Tea Rose Amber can be found in one ounce bottles at Marshalls or TJ Maxx for $5. If you happen to see it, buy it. You have purchased fragrances for twenty-five dollars that are not nearly as good as this one is. I'm not saying Amber is as good as the original Tea Rose - sadly it isn't - but it's still very good. It's a simple amber, mainly synthetic sandalwood and vanilla with a touch of skin musk. Its top accord is very brief and rather interesting, an animalic honey note with a dash of cinnamon and nutmeg, but it's gone within five minutes. The warm vanillic wood note, enshrouded in soft musk, pretty much dominates the show from that point onward. These notes smell well crafted and lucid, but they weaken fairly quickly. It's also difficult to determine what the components of the amber actually are, beyond the handful of notes I've already mentioned. I'd like to think this scent is more complex than I've given it credit for, but can't say there's much in its pyramid. Maybe expecting more for $5 is unreasonable.

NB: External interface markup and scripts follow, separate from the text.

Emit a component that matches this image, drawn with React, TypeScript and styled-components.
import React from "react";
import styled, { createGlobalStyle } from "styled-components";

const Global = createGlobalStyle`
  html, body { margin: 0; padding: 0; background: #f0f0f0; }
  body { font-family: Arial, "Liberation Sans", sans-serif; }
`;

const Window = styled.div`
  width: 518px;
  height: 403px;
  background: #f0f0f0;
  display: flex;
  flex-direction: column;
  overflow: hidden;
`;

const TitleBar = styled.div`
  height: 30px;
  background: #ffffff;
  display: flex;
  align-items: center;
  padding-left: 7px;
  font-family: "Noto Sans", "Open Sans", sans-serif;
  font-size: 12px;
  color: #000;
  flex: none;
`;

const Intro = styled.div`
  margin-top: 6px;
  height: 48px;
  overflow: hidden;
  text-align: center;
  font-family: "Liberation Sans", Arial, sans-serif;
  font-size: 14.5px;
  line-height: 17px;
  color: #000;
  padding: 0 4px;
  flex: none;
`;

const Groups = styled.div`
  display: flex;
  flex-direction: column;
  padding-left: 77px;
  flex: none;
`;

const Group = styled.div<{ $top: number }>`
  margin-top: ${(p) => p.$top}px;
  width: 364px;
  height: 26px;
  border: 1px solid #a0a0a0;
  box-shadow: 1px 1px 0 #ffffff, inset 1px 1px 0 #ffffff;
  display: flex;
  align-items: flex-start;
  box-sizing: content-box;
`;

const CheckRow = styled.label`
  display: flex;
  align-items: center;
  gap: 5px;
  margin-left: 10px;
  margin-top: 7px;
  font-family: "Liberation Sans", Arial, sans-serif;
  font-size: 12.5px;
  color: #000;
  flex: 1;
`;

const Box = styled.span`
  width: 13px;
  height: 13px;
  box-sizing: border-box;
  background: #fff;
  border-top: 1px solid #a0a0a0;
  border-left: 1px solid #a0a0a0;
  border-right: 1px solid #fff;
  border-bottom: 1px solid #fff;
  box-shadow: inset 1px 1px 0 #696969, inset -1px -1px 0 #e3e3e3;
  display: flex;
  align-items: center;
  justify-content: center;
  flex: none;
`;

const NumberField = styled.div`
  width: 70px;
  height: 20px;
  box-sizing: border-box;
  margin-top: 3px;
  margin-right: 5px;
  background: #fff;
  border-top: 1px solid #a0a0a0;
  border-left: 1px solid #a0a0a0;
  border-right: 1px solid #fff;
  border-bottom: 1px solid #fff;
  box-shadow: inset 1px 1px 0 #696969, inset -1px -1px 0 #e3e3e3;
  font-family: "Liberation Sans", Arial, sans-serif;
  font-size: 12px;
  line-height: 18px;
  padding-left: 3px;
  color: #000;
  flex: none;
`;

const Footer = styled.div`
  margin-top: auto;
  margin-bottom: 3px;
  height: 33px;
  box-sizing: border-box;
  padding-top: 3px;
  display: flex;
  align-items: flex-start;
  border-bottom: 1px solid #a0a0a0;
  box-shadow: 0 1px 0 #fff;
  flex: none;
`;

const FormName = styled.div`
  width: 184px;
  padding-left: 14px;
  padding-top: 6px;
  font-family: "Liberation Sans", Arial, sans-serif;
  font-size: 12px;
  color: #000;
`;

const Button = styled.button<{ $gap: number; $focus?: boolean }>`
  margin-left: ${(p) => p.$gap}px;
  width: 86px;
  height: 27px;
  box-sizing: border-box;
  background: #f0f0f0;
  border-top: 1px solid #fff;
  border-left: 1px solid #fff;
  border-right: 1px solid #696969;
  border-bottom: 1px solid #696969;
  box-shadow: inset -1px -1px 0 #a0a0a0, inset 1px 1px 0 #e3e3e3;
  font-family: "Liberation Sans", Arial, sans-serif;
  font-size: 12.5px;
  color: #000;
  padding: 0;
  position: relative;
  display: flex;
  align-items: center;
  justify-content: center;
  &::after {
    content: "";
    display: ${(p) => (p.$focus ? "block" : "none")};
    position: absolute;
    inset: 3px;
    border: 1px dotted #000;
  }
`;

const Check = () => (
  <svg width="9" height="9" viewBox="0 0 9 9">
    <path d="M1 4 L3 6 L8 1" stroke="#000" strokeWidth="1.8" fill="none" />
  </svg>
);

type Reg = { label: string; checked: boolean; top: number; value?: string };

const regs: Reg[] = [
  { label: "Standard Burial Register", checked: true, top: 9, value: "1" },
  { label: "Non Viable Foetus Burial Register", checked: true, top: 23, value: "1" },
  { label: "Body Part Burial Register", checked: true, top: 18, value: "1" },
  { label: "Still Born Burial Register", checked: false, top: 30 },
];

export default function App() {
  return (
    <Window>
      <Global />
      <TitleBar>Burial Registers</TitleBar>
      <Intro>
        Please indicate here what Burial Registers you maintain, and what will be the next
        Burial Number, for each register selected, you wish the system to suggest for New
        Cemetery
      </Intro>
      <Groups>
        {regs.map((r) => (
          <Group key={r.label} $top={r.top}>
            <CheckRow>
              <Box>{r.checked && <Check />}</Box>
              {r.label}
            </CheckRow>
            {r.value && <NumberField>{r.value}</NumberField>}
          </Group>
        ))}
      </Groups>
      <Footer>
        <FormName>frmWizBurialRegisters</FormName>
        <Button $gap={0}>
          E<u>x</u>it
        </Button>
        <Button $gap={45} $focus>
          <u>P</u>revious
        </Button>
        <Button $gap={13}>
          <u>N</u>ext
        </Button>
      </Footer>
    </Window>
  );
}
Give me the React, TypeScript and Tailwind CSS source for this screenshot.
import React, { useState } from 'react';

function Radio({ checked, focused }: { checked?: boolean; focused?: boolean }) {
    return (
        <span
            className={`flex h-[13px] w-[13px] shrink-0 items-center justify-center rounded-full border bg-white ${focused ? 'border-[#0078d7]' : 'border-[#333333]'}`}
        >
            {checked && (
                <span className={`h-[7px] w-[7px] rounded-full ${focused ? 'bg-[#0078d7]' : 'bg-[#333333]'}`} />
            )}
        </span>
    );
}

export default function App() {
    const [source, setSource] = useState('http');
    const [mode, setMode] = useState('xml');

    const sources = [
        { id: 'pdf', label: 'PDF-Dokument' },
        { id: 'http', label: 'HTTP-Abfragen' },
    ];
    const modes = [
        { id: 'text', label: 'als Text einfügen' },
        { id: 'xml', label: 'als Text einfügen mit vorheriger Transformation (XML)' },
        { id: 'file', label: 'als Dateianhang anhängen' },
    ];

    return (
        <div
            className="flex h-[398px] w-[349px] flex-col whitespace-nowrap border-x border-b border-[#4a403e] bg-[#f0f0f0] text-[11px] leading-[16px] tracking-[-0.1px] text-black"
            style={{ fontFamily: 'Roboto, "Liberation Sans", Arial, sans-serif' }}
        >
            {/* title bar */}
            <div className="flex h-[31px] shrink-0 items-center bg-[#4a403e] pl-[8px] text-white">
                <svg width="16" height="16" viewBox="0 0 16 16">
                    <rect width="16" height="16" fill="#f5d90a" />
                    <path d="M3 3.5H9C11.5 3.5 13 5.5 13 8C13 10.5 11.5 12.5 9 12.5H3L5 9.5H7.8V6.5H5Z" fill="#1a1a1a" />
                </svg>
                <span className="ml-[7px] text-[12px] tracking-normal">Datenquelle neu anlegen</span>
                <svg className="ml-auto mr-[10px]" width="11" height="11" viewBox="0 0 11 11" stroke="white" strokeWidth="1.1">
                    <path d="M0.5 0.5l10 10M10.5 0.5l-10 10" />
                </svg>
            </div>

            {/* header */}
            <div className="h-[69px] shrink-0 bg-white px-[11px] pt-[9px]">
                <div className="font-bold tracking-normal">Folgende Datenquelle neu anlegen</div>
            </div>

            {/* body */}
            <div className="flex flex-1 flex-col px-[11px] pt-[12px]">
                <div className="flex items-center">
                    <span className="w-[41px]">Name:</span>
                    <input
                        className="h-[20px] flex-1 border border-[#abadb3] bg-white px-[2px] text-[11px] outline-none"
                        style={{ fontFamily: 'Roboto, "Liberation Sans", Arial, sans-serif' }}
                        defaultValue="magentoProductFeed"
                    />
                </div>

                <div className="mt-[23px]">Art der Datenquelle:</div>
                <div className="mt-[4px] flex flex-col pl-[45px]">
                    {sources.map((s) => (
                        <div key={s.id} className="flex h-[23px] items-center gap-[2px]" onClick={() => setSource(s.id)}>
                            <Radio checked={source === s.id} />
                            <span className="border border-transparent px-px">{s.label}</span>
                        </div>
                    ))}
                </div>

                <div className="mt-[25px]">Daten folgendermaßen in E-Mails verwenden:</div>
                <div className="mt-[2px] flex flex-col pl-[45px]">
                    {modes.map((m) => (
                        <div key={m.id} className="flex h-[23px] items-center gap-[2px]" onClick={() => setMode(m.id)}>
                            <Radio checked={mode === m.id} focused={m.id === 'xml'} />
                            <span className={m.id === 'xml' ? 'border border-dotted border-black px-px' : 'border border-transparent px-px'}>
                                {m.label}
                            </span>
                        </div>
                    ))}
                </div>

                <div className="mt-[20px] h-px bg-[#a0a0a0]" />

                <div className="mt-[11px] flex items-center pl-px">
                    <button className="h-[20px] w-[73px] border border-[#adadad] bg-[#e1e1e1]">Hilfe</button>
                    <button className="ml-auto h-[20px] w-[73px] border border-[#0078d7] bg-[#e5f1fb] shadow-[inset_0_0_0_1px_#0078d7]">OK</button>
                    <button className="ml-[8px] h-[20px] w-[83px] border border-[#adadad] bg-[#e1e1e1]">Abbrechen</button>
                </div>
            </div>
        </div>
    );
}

Unlike its progenitor, Amber is quiet and short-lived. Expect maybe three or four hours out of it before it fades off without a trace. I own this fragrance because I think The Perfumer's Workshop is a quality outfit that sells surprisingly high-quality perfumes for very little money (their's is not drugstore fare), and there is almost nothing written about Tea Rose Amber, so I wanted to get some info about it out there. I could be mistaken, but I think this is the only review of this fragrance on the internet. It was released in 1999, and the fact that it has flown under the radar for almost fifteen years is interesting. However, I will warn that if you're an amber fanatic, owning and wearing this scent will be an underwhelming experience for you. It can't compete with Amber Sultan or Ambre Precieux. It's something pleasant for a Saturday afternoon shopping, or baking cookies for the kids. If you enjoy collecting hard-to-find fragrances, you'll probably enjoy owning and occasionally wearing Tea Rose Amber.